Students get all their facts from writers like Pollan, angry farmers, who were bussed in by Madison-based feed company Vita Plus, told the Capital Times. They have never visited a farm for first-hand knowledge of food production and don't know what they're talking about.
But efforts to open farms to the public are not always successful.
This month United Egg Producers' "Opening the Barn Doors" media tour at Morning Fresh Farms in northern Colorado, for example, only confirmed the size of today's egg farm that make humane conditions impossible (36 barns; 23,000 birds each, 23 million dozen eggs a year) and raised further questions about environmental blight by showing the press wearing white HazMat suits to enter the barns. (See: You want us to eat WHAT?)
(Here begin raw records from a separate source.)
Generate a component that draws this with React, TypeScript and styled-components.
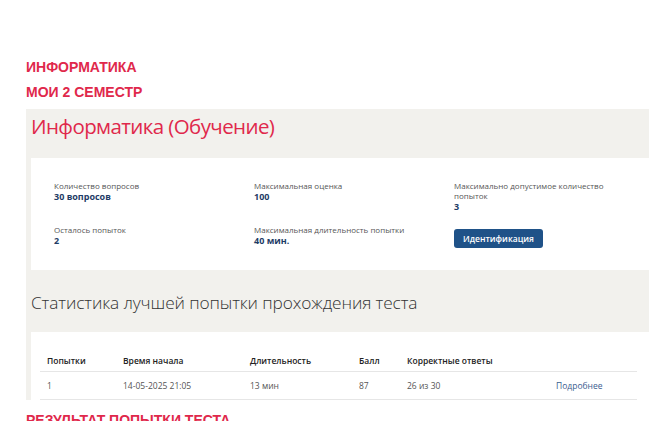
import React from "react";
import styled, { createGlobalStyle } from "styled-components";

const GlobalStyle = createGlobalStyle`
  html, body {
    margin: 0;
    padding: 0;
    background: #fff;
    overflow: hidden;
  }
  body {
    font-family: "Open Sans", "Noto Sans", sans-serif;
  }
`;

const Page = styled.div`
  width: 657px;
  height: 421px;
  overflow: hidden;
  padding: 55px 8px 0 26px;
  box-sizing: border-box;
`;

const Crumb = styled.div<{ $gap?: number }>`
  font-family: "Liberation Sans", Arial, sans-serif;
  font-weight: 700;
  font-size: 14px;
  line-height: 25px;
  color: #e0284b;
  text-transform: uppercase;
  margin-top: ${(p) => p.$gap ?? 0}px;
`;

const Panel = styled.div`
  margin-top: 4px;
  width: 623px;
  background: #f2f1ed;
  padding-left: 5px;
  box-sizing: border-box;
`;

const Title = styled.h1`
  margin: 0;
  height: 49px;
  font-size: 20.5px;
  font-weight: 500;
  line-height: 34px;
  color: #e0284b;
  letter-spacing: -0.6px;
`;

const InfoCard = styled.div`
  background: #fff;
  height: 112px;
  padding: 23px 0 0 23px;
  box-sizing: border-box;
  display: grid;
  grid-template-columns: 200px 200px 170px;
  row-gap: 12px;
  align-content: start;
`;

const Field = styled.div`
  display: flex;
  flex-direction: column;
  align-items: flex-start;
`;

const Label = styled.div`
  font-size: 8px;
  line-height: 10px;
  color: #555;
`;

const Value = styled.div`
  font-size: 9px;
  line-height: 12px;
  font-weight: 700;
  color: #1e3c66;
`;

const Button = styled.button`
  margin-top: 4px;
  background: #1f5288;
  color: #fff;
  border: none;
  border-radius: 3px;
  font-family: inherit;
  font-size: 8.5px;
  font-weight: 600;
  height: 19px;
  width: 89px;
  padding: 0;
  cursor: pointer;
`;

const StatTitle = styled.h2`
  margin: 0;
  height: 62px;
  display: flex;
  align-items: center;
  padding-top: 3px;
  box-sizing: border-box;
  font-size: 17.3px;
  font-weight: 300;
  color: #333;
  letter-spacing: -0.1px;
`;

const TableCard = styled.div`
  background: #fff;
  height: 68px;
  padding: 17px 12px 0 9px;
  box-sizing: border-box;
`;

const Table = styled.table`
  width: 100%;
  border-collapse: collapse;
  table-layout: fixed;
  font-size: 8.5px;
`;

const Th = styled.th<{ $w?: number }>`
  text-align: left;
  font-weight: 600;
  color: #222;
  height: 22px;
  padding: 0 0 0 7px;
  border-bottom: 1px solid #e6e6e6;
  width: ${(p) => (p.$w ? `${p.$w - 7}px` : "auto")};
`;

const Td = styled.td`
  color: #555;
  height: 27px;
  padding: 0 0 0 7px;
  border-bottom: 1px solid #e6e6e6;
`;

const More = styled.a`
  color: #3a5d8f;
  text-decoration: none;
`;

const info = [
  { label: "Количество вопросов", value: "30 вопросов" },
  { label: "Максимальная оценка", value: "100" },
  { label: "Максимально допустимое количество попыток", value: "3" },
  { label: "Осталось попыток", value: "2" },
  { label: "Максимальная длительность попытки", value: "40 мин." },
];

export default function App() {
  return (
    <>
      <GlobalStyle />
      <Page>
        <Crumb>Информатика</Crumb>
        <Crumb>Мои 2 семестр</Crumb>
        <Panel>
          <Title>Информатика (Обучение)</Title>
          <InfoCard>
            {info.map((f) => (
              <Field key={f.label}>
                <Label>{f.label}</Label>
                <Value>{f.value}</Value>
              </Field>
            ))}
            <Field>
              <Button type="button">Идентификация</Button>
            </Field>
          </InfoCard>
          <StatTitle>Статистика лучшей попытки прохождения теста</StatTitle>
          <TableCard>
            <Table>
              <thead>
                <tr>
                  <Th $w={76}>Попытки</Th>
                  <Th $w={127}>Время начала</Th>
                  <Th $w={109}>Длительность</Th>
                  <Th $w={48}>Балл</Th>
                  <Th $w={149}>Корректные ответы</Th>
                  <Th />
                </tr>
              </thead>
              <tbody>
                <tr>
                  <Td>1</Td>
                  <Td>14-05-2025 21:05</Td>
                  <Td>13 мин</Td>
                  <Td>87</Td>
                  <Td>26 из 30</Td>
                  <Td>
                    <More href="#">Подробнее</More>
                  </Td>
                </tr>
              </tbody>
            </Table>
          </TableCard>
        </Panel>
        <Crumb $gap={8}>Результат попытки теста</Crumb>
      </Page>
    </>
  );
}
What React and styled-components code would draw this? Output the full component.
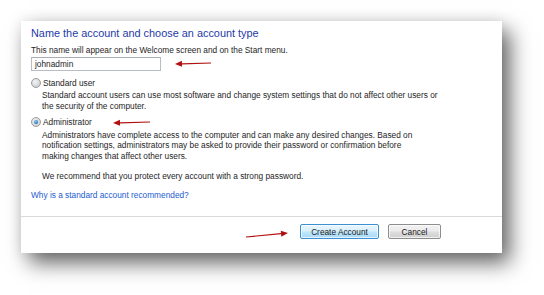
import React from 'react';
import styled, { createGlobalStyle } from 'styled-components';

const GlobalStyle = createGlobalStyle`
  html, body {
    margin: 0;
    padding: 0;
    background: #ffffff;
  }
  body {
    width: 544px;
    height: 295px;
    overflow: hidden;
    font-family: 'Liberation Sans', Arial, sans-serif;
  }
`;

const Page = styled.div`
  padding: 21px 0 0 21px;
`;

const Panel = styled.div`
  position: relative;
  width: 481px;
  height: 232px;
  background: #ffffff;
  box-shadow: 8px 10px 20px rgba(0, 0, 0, 0.6), 0 0 14px rgba(0, 0, 0, 0.08);
  display: flex;
  flex-direction: column;
`;

const Body = styled.div`
  height: 195px;
  padding: 6px 10px 0 10px;
  box-sizing: border-box;
  color: #1e1e1e;
  font-size: 8.3px;
`;

const Title = styled.div`
  color: #1e3aa8;
  font-size: 10.9px;
  line-height: 13px;
  margin-bottom: 5px;
`;

const Line = styled.div`
  line-height: 10.5px;
  margin-top: ${p => p.$top || 0}px;
  padding-left: ${p => p.$indent || 0}px;
  white-space: nowrap;
`;

const NameInput = styled.div`
  width: 130px;
  height: 14px;
  box-sizing: border-box;
  border: 1px solid #b8bcc4;
  border-top-color: #a9aeb6;
  margin-top: 1px;
  padding-left: 3px;
  line-height: 12px;
  font-size: 8.3px;
`;

const RadioRow = styled.div`
  display: flex;
  align-items: center;
  gap: 2px;
  margin-top: ${p => p.$top}px;
  line-height: 10.5px;
`;

const Radio = styled.span`
  width: 8px;
  height: 8px;
  border-radius: 50%;
  border: 1px solid #9a9da2;
  background: radial-gradient(circle at 40% 35%, #f4f4f4 0%, #d2d3d6 70%, #c2c4c8 100%);
  display: inline-flex;
  align-items: center;
  justify-content: center;
  flex-shrink: 0;
  &::after {
    content: '';
    display: ${p => (p.$checked ? 'block' : 'none')};
    width: 4px;
    height: 4px;
    border-radius: 50%;
    background: radial-gradient(circle at 40% 35%, #8fd0f5 0%, #1f6fb8 70%, #0f4f94 100%);
  }
`;

const Link = styled.div`
  color: #1e5bd0;
  line-height: 10.5px;
  margin-top: 8px;
`;

const Separator = styled.div`
  height: 1px;
  background: #dadada;
`;

const Footer = styled.div`
  flex: 1;
  display: flex;
  justify-content: flex-end;
  align-items: flex-start;
  gap: 9px;
  padding: 7px 61px 0 0;
`;

const Button = styled.button`
  height: 15px;
  width: ${p => p.$w}px;
  padding: 0;
  font-family: 'Liberation Sans', Arial, sans-serif;
  font-size: 8.3px;
  color: #1a1a1a;
  border-radius: 2px;
  border: 1px solid ${p => (p.$primary ? '#3c8fd0' : '#8d8d8d')};
  background: ${p =>
    p.$primary
      ? 'linear-gradient(#eaf6fd 0%, #d9f0fc 45%, #bee6fd 55%, #a7d9f5 100%)'
      : 'linear-gradient(#f2f2f2 0%, #ebebeb 45%, #dddddd 55%, #cfcfcf 100%)'};
  box-shadow: inset 0 0 0 1px rgba(255, 255, 255, 0.7);
`;

const Arrow = styled.svg`
  position: absolute;
  left: ${p => p.$x}px;
  top: ${p => p.$y}px;
  overflow: visible;
`;

const RedArrow = ({ x, y, x1, y1, x2, y2 }) => {
  // arrow from (x1,y1) to tip (x2,y2), coordinates local to the svg
  const ang = Math.atan2(y2 - y1, x2 - x1);
  const len = 7;
  const half = 3;
  const bx = x2 - len * Math.cos(ang);
  const by = y2 - len * Math.sin(ang);
  const px = -Math.sin(ang) * half;
  const py = Math.cos(ang) * half;
  return (
    <Arrow $x={x} $y={y} width="50" height="10">
      <line x1={x1} y1={y1} x2={bx} y2={by} stroke="#b01010" strokeWidth="1.2" />
      <polygon
        points={`${x2},${y2} ${bx + px},${by + py} ${bx - px},${by - py}`}
        fill="#b01010"
      />
    </Arrow>
  );
};

const App = () => (
  <>
    <GlobalStyle />
    <Page>
      <Panel>
        <Body>
          <Title>Name the account and choose an account type</Title>
          <Line>This name will appear on the Welcome screen and on the Start menu.</Line>
          <NameInput>johnadmin</NameInput>
          <RadioRow $top={7}>
            <Radio />
            Standard user
          </RadioRow>
          <Line $indent={11} $top={2}>
            Standard account users can use most software and change system settings that do not affect other users or
          </Line>
          <Line $indent={11}>the security of the computer.</Line>
          <RadioRow $top={6}>
            <Radio $checked />
            Administrator
          </RadioRow>
          <Line $indent={11} $top={2}>
            Administrators have complete access to the computer and can make any desired changes. Based on
          </Line>
          <Line $indent={11}>
            notification settings, administrators may be asked to provide their password or confirmation before
          </Line>
          <Line $indent={11}>making changes that affect other users.</Line>
          <Line $indent={11} $top={10}>
            We recommend that you protect every account with a strong password.
          </Line>
          <Link>Why is a standard account recommended?</Link>
        </Body>
        <Separator />
        <Footer>
          <Button $primary $w={79}>Create Account</Button>
          <Button $w={53}>Cancel</Button>
        </Footer>
        <RedArrow x={153} y={37} x1={37} y1={5} x2={1} y2={6} />
        <RedArrow x={91} y={96} x1={38} y1={5} x2={1} y2={6} />
        <RedArrow x={225} y={207} x1={0} y1={9} x2={42} y2={5} />
      </Panel>
    </Page>
  </>
);

export default App;
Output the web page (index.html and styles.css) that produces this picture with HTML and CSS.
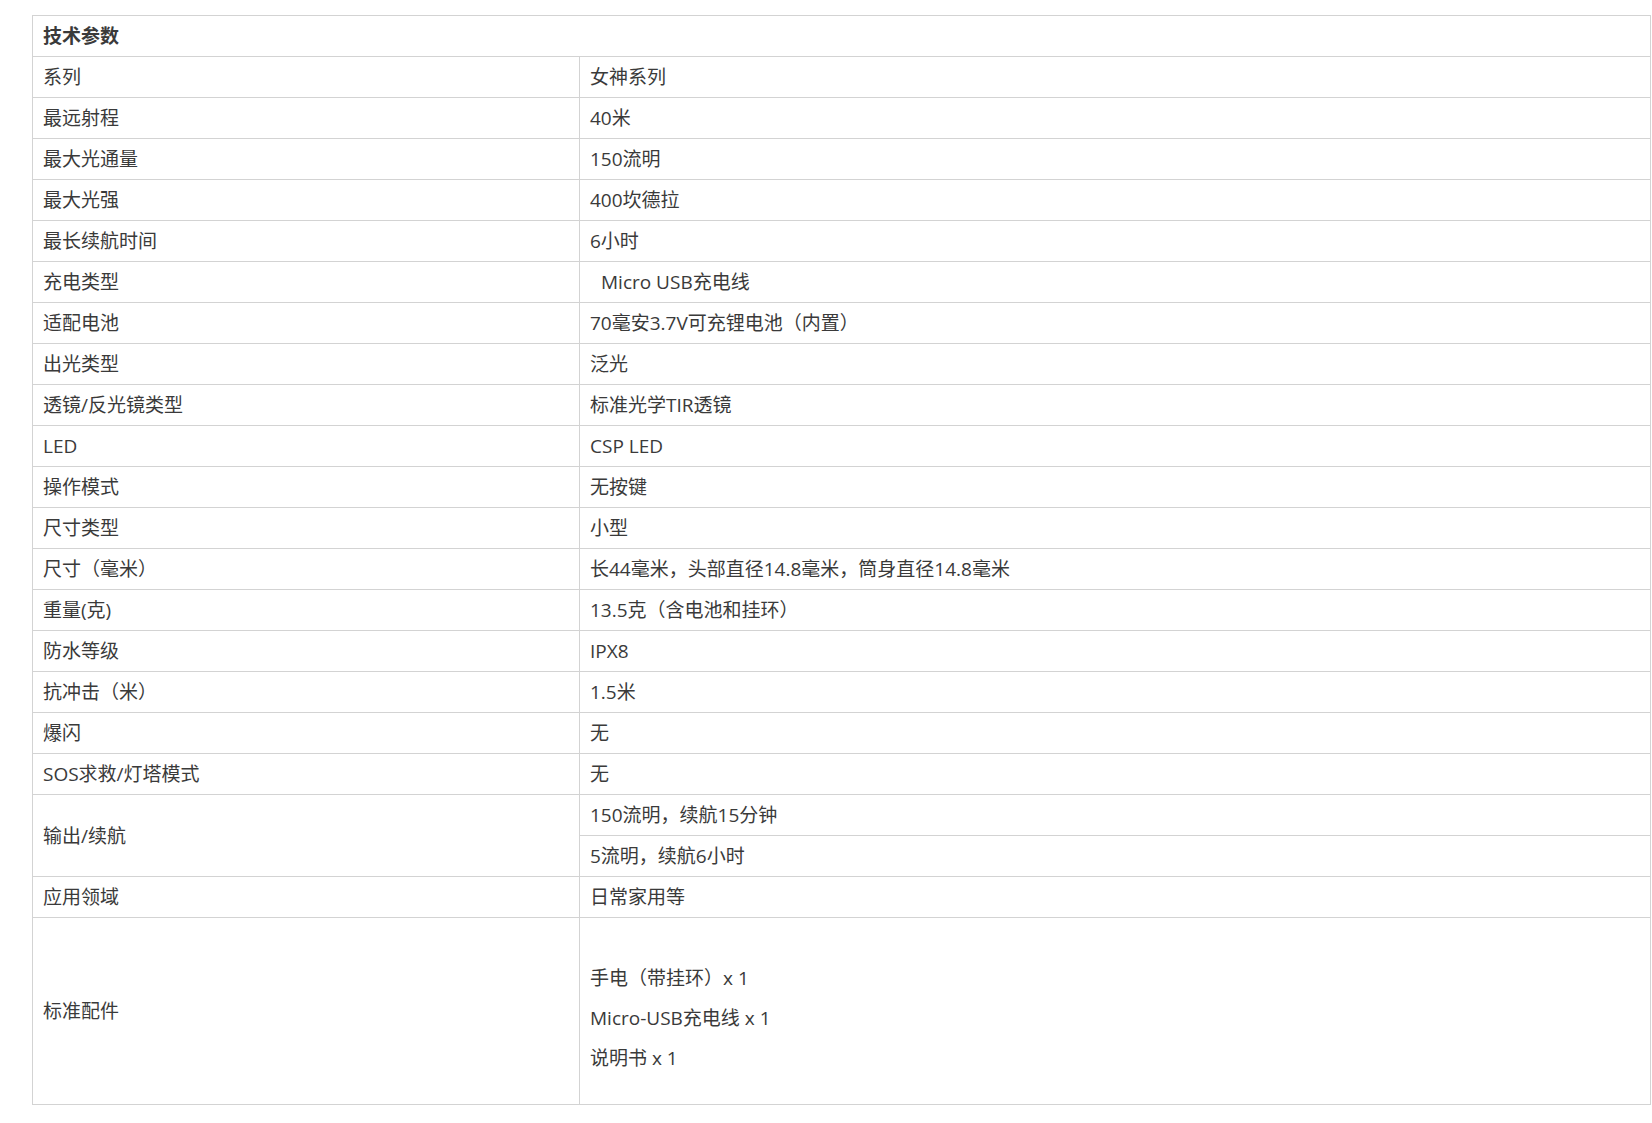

Last month the American Egg Board rolled out a kid-focused "The Good Egg" campaign which includes sponsorship of Sesame Street, a Cookie Monster product placement and a feel good virtual tour to soften public opinion about egg farms. But nowhere does the campaign address the daily grinding up of newborn males even as they hatch at the hatcheries which supply egg farms to provide the industry with only females--a practice that United Egg Producers confirms is routine. Does the Cookie Monster know about that?
Nor can all that crowding and all those chemicals be good for you, Pollan has written and many studies suggest.
But agribusiness is also combating last year's American Institute for Cancer Research and World Cancer Research Fund study that found the link between processed meats and colon cancer so strong, the organizations advised consumers to change their eating habits.
Trent Loos, a columnist with the agbiz weekly, Feedstuffs, says nitrosamines, found in processed or cured meat and widely believed carcinogenic, may actually be good for you, preventing and treating "cardiovascular and other diseases associated with nitric oxide insufficiency in the diet."